# Lavender Wine



## bitterbad (Sep 23, 2022)

Got a bush of lavender and I don't know what to do with it. I made some extract but I also don't know what to do with that. Thinking I might make it into wine, also thinking I might just add it to mead, even thinking about using it in beer. Might even use it in my dogwood berry wine that I mentioned in another thread. I'm kind of in over my head in things to make wine with. There's a recipe on lavender wine on this forum already but that person made with with bought dry lavender, whereas if I end up doing this it will be with fresh, moist lavender.


----------



## BigDaveK (Sep 23, 2022)

Ah, lavender wine is on my list, too!

I believe the ratio of dried flowers to fresh is 1:8. Most recipes I've seen use 1 - 1 1/2 pints fresh.

Also, flowers can be frozen. That's where my gallon of flowers is now. Going that route would give you time to think and plan.


----------



## bitterbad (Sep 24, 2022)

BigDaveK said:


> Ah, lavender wine is on my list, too!
> 
> I believe the ratio of dried flowers to fresh is 1:8. Most recipes I've seen use 1 - 1 1/2 pints fresh.
> 
> Also, flowers can be frozen. That's where my gallon of flowers is now. Going that route would give you time to think and plan.

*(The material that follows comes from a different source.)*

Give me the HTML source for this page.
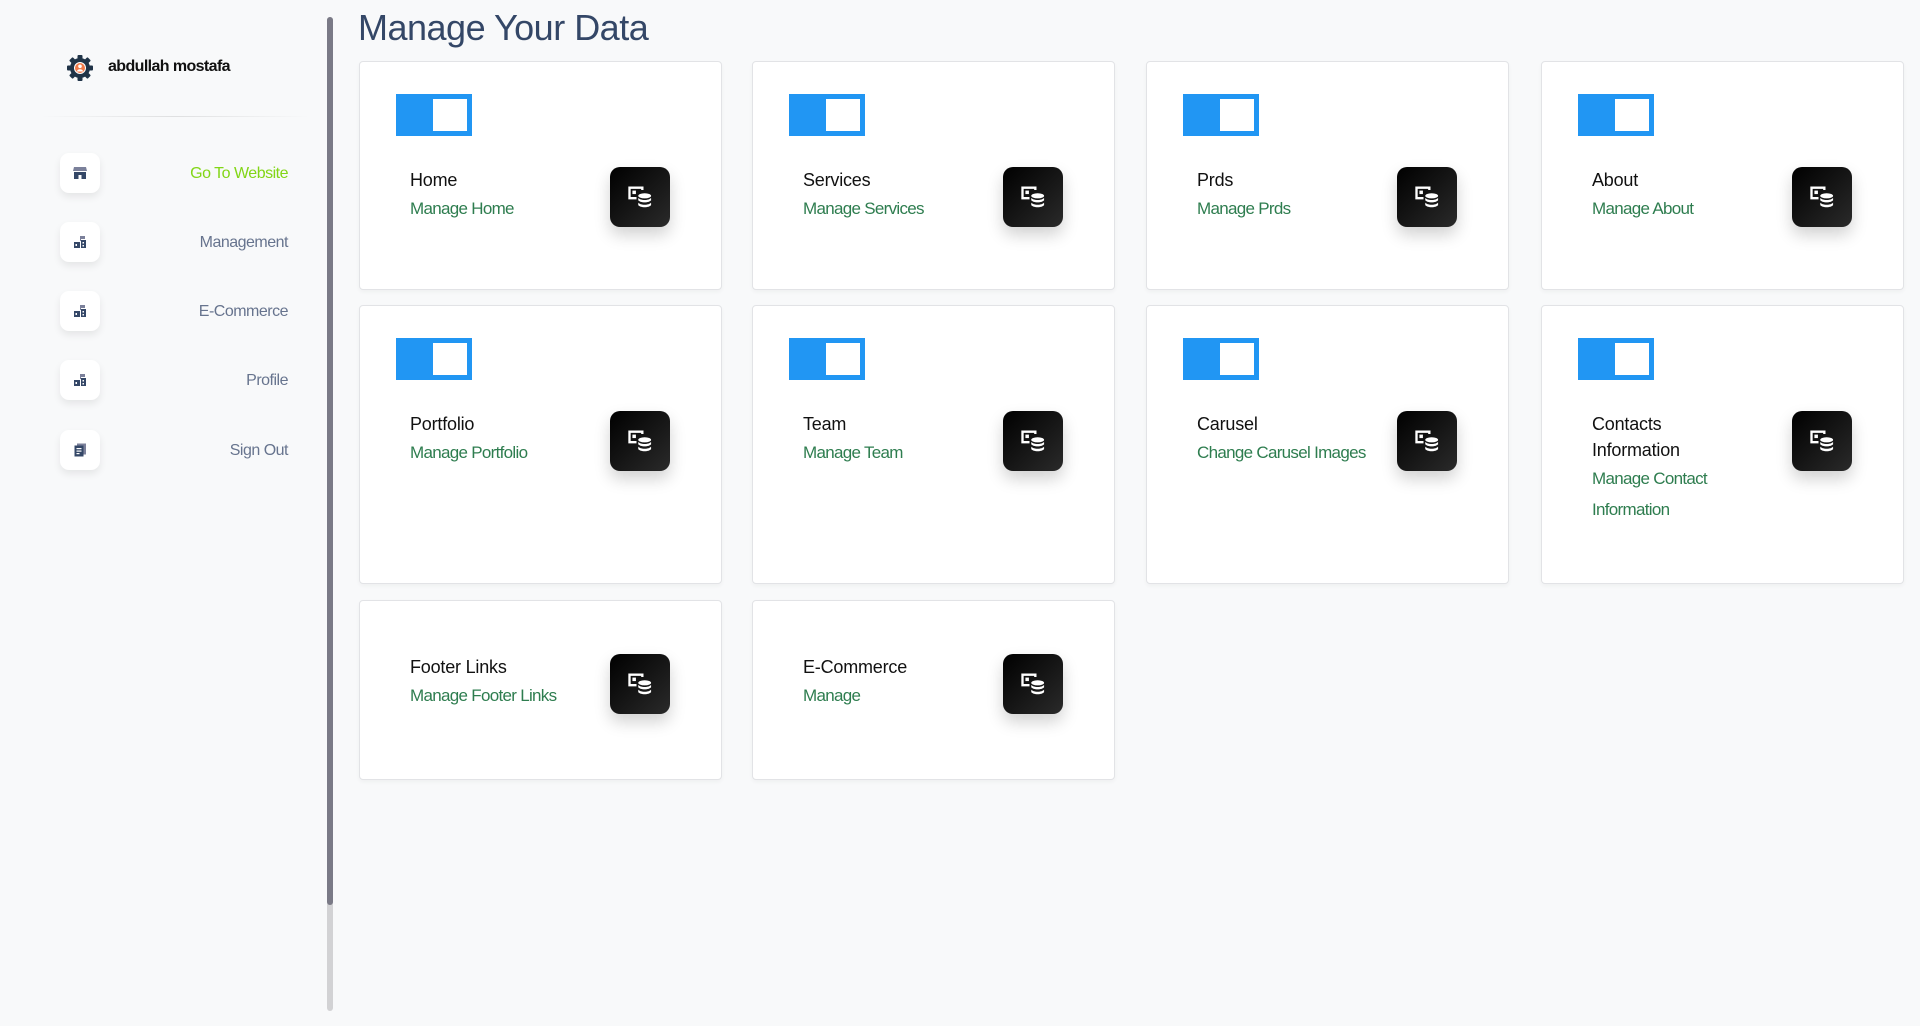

Alas my freezer will never not be full of things to be made into wine.....


----------



## Raptor99 (Sep 26, 2022)

Two years ago, I wanted to try lavender wine or mead. My lavender didn't have many flowers on it, but I read that you could make tea from the leaves as well. So I harvested some leaves and made tea from them. I didn't really like the flavor, so I didn't make the wine. (Taste everything first!) Maybe it would have been better with the flowers.

I could see a tiny amount of lavender as a background flavor in another wine, such as pear wine.


----------